72 tennis players in lockdown after virus cases on flights

MELBOURNE (Agencies): A further 25 tennis players were forced into quarantine in Australia ahead of the season’s first tennis major after another positive coronavirus test on a charter flight, taking the total number of competitors isolating in hotel rooms to 72 on Sunday.

The positive test came from a passenger who was not a member of the playing contingent, Australian Open organizers said. But all 58 passengers, including the 25 players on the flight from Doha, Qatar that arrived in Melbourne on Saturday, now cannot leave their hotel rooms for two weeks. Organizers had previously announced that 47 players had to quarantine after four COVID-19 cases emerged from two other charter flights bringing players, staff, officials and media to Australia.

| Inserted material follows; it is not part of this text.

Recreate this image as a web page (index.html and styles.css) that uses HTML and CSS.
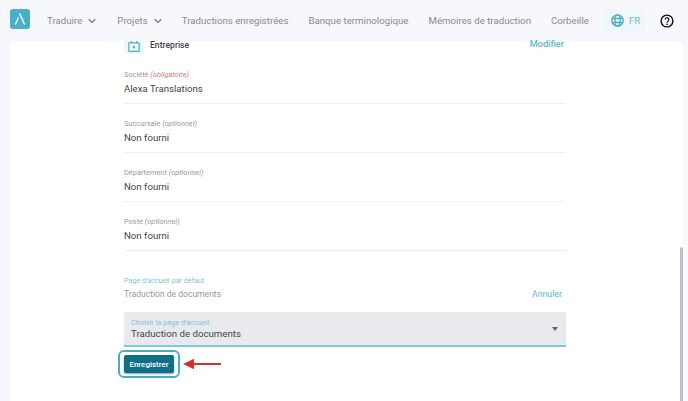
FILE: index.html
```html
<!DOCTYPE html>
<html lang="fr">
<head>
<meta charset="utf-8">
<title>Compte</title>
<link rel="stylesheet" href="styles.css">
</head>
<body>
<header class="nav">
  <div class="logo"><svg width="20" height="20" viewBox="0 0 20 20"><path d="M9.6 4.5 L14.6 15.5 M8.4 8.5 L5.4 15.5" stroke="#fff" stroke-width="1.4" fill="none"/></svg></div>
  <a class="nav-item menu-a">Traduire<svg class="chev" width="8" height="6" viewBox="0 0 8 6"><path d="M.8 1.2 L4 4.4 L7.2 1.2" stroke="#777" stroke-width="1.3" fill="none"/></svg></a>
  <a class="nav-item">Projets<svg class="chev" width="8" height="6" viewBox="0 0 8 6"><path d="M.8 1.2 L4 4.4 L7.2 1.2" stroke="#777" stroke-width="1.3" fill="none"/></svg></a>
  <a class="nav-item">Traductions enregistrées</a>
  <a class="nav-item">Banque terminologique</a>
  <a class="nav-item">Mémoires de traduction</a>
  <a class="nav-item">Corbeille</a>
  <div class="lang">
    <svg width="13" height="13" viewBox="0 0 13 13" fill="none" stroke="#4AAEC2" stroke-width="1.3"><circle cx="6.5" cy="6.5" r="5.7"/><ellipse cx="6.5" cy="6.5" rx="2.6" ry="5.7"/><path d="M1 4.5H12M1 8.5H12"/></svg>
    <span>FR</span>
  </div>
  <svg class="help" width="14" height="14" viewBox="0 0 14 14" fill="none"><circle cx="7" cy="7" r="5.9" stroke="#111" stroke-width="1.4"/><path d="M5.1 5.6a1.9 1.9 0 1 1 2.9 1.6c-.7.4-1 .8-1 1.5" stroke="#111" stroke-width="1.2"/><circle cx="7" cy="10.4" r=".8" fill="#111"/></svg>
</header>
<main class="card">
  <div class="content">
    <div class="head-row">
      <div class="head-left">
        <span class="tile"><svg width="12" height="12" viewBox="0 0 12 12" fill="none" stroke="#4AAEC2" stroke-width="1.2"><rect x=".8" y="1.8" width="10.4" height="8.6" rx=".6"/><path d="M3.4 0V2M8.6 0V2"/><circle cx="6" cy="6.2" r=".6" fill="#4AAEC2"/></svg></span>
        <span class="head-title">Entreprise</span>
      </div>
      <a class="link head-link">Modifier</a>
    </div>
    <section class="field">
      <div class="label">Société <em class="req">(obligatoire)</em></div>
      <div class="value">Alexa Translations</div>
    </section>
    <section class="field">
      <div class="label">Succursale <em>(optionnel)</em></div>
      <div class="value">Non fourni</div>
    </section>
    <section class="field">
      <div class="label">Département <em>(optionnel)</em></div>
      <div class="value">Non fourni</div>
    </section>
    <section class="field">
      <div class="label">Poste <em>(optionnel)</em></div>
      <div class="value">Non fourni</div>
    </section>
    <div class="home-label">Page d'accueil par défaut</div>
    <div class="home-row">
      <span>Traduction de documents</span>
      <a class="link">Annuler</a>
    </div>
    <div class="select">
      <div class="select-label">Choisir la page d'accueil</div>
      <div class="select-value">Traduction de documents</div>
      <span class="caret"></span>
    </div>
    <div class="save-row">
      <span class="ring"><button class="save">Enregistrer</button></span>
      <svg class="arrow" width="38" height="12" viewBox="0 0 38 12"><path d="M38 6H8" stroke="#D9302C" stroke-width="2"/><path d="M0 6 L11 .8 V11.2 Z" fill="#D9302C"/></svg>
    </div>
  </div>
</main>
<div class="scrollbar"></div>
</body>
</html>
```
FILE: styles.css
```css
* { box-sizing: border-box; }
html, body { margin: 0; height: 100%; }
body {
  width: 688px; height: 401px; overflow: hidden; position: relative;
  background: #F6F8FB;
  font-family: Roboto, "Liberation Sans", sans-serif;
  color: #444;
}
.nav { height: 41px; display: flex; align-items: center; padding-left: 10px; }
.logo {
  width: 20px; height: 20px; background: #48AFC4; border-radius: 3px;
  display: flex; margin-top: -4px; margin-right: 17px;
}
.nav-item {
  font-size: 9.7px; color: #8A8A8A; margin-right: 20px; white-space: nowrap;
  display: flex; align-items: center;
}
.chev { margin-left: 6px; }
.nav-item.menu-a { margin-right: 21px; }
.lang {
  width: 41px; height: 24px; background: #F0F6F9; border-radius: 3px;
  display: flex; align-items: center; gap: 5px; padding-left: 7px;
  margin-left: -5px; margin-right: 15px;
  color: #6DBCCD; font-size: 9.7px;
}
.card {
  position: absolute; left: 10px; right: 5px; top: 41px; bottom: 0;
  background: #fff; border-radius: 5px 5px 0 0;
}
.content { width: 442px; margin-left: 114px; }
.head-row { height: 14px; display: flex; justify-content: space-between; }
.head-left { display: flex; align-items: flex-start; }
.tile {
  width: 19px; height: 13px; background: #EDF7F9; border-radius: 0 0 3px 3px;
  display: flex; justify-content: center; overflow: hidden;
}
.head-title { font-size: 8.6px; font-weight: 500; color: #444; margin-left: 7px; line-height: 9px; }
.head-link { font-size: 9.2px; font-weight: 500; margin-right: 2px; line-height: 6px; }
.link { color: #5DB6C9; }
.field { height: 49px; border-bottom: 1px solid #EEEEEE; padding-top: 14px; }
.label { font-size: 7.4px; color: #9A9A9A; line-height: 12px; }
.label em { font-style: italic; }
.label em.req { color: #C8807C; }
.value { font-size: 9.65px; color: #444; line-height: 15px; }
.home-label { font-size: 7.2px; color: #7FC4D3; line-height: 10px; margin-top: 25px; }
.home-row {
  display: flex; justify-content: space-between; align-items: center;
  font-size: 8.55px; color: #999; margin-top: 1px; height: 14px; padding-right: 4px;
}
.home-row .link { font-size: 8.8px; }
.select {
  position: relative; height: 35px; background: #E9EAEE; margin-top: 11px;
  border-bottom: 2px solid #7FC8D8; padding: 6px 7px 0;
  border-radius: 2px 2px 0 0;
}
.select-label { font-size: 7.3px; color: #7FC4D3; line-height: 9px; }
.select-value { font-size: 9.7px; color: #444; line-height: 14px; }
.caret {
  position: absolute; right: 8px; top: 15px; width: 0; height: 0;
  border-left: 3.5px solid transparent; border-right: 3.5px solid transparent;
  border-top: 4px solid #666;
}
.save-row { display: flex; align-items: center; margin-top: 3px; margin-left: -6px; }
.ring {
  display: flex; padding: 3px 4px; border: 2px solid #4AAEC2; border-radius: 6px; background: #fff;
}
.save {
  width: 50px; height: 18px; padding: 0; border: 0; border-radius: 2px;
  background: #0F6F87; color: #fff; font: 500 8px Roboto, sans-serif;
  box-shadow: 0 1px 2px rgba(0,0,0,.4);
}
.arrow { margin-left: 3px; }
.scrollbar {
  position: absolute; right: 5px; top: 247px; bottom: 0; width: 3px; background: #BDBFC4; border-radius: 2px 2px 0 0;
}
```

Some players have expressed anger at being classified as close contacts merely for being on board those flights with people who later tested positive and, therefore, forced into a harsher quarantine than the broader group of players who’ll be allowed out of their rooms to practice for up to five hours per day.

But local health authorities have said all players were warned of the risks in advance. And any players considering bending the rules have been warned. Breach quarantine regulations and there’s the prospect of heavy fines or being moved to a more secure quarantine complex with police stationed at their doors.

Three cases were announced Saturday and Victoria state’s COVID-19 quarantine commissioner Emma Cassar told a news conference on Sunday that there’d been a fourth positive test involving a person flying in for the Australian Open. So far, none has involved a player. Three cases emerged from the flight from Los Angeles to Melbourne, officials said, including a member of the air crew, a coach and the latest being a member of the TV broadcasting team. The other case was a coach who took the charter flight from Abu Dhabi to Melbourne.

All four had tested negative before boarding their flights to Australia. All four have now been transferred to a health hotel. Sylvain Bruneau, who coaches 2019 U.S. Open champion Bianca Andreescu, posted on social media to say he was on the flight from Abu Dhabi and had tested positive.

Two-time Open champion Victoria Azarenka and the 2014 U.S. Open runner-up Kei Nishikori were reported to be on the flight from Los Angeles. All passengers from both of those flights are in hard lockdown.

Cassar, who is also in charge of the state’s prisons, said there’d been cases of people ”testing” the quarantine procedures, triggering a warning and a conversation with the state’s police, but no attempts to escape quarantine.

”There’ll be zero tolerance for that behavior,” Cassar said. ”This is designed to make people safe. We make no apologies for that.” Several players in quarantine, including Sorana Cirstea of Romania, Belinda Bencic of Switzerland and Yulia Putintseva of Kazakhstan complained in social media posts that the rules seemed to have changed between what they saw before traveling to Australia and what was being imposed in Melbourne.

Cirstea posted on Twitter: ”If they would have told us this rule before I would not play Australia … I would have stayed home.

They told us we would fly at 20% capacity, in sections and we would be a close contact ONLY if my team or cohort tests positive.” But government officials have rejected those claims.

”There’s no other way you can consider this. If you’re on a plane 16-24 hours, with air that circulates throughout the plane, you are a close contact,” Cassar said.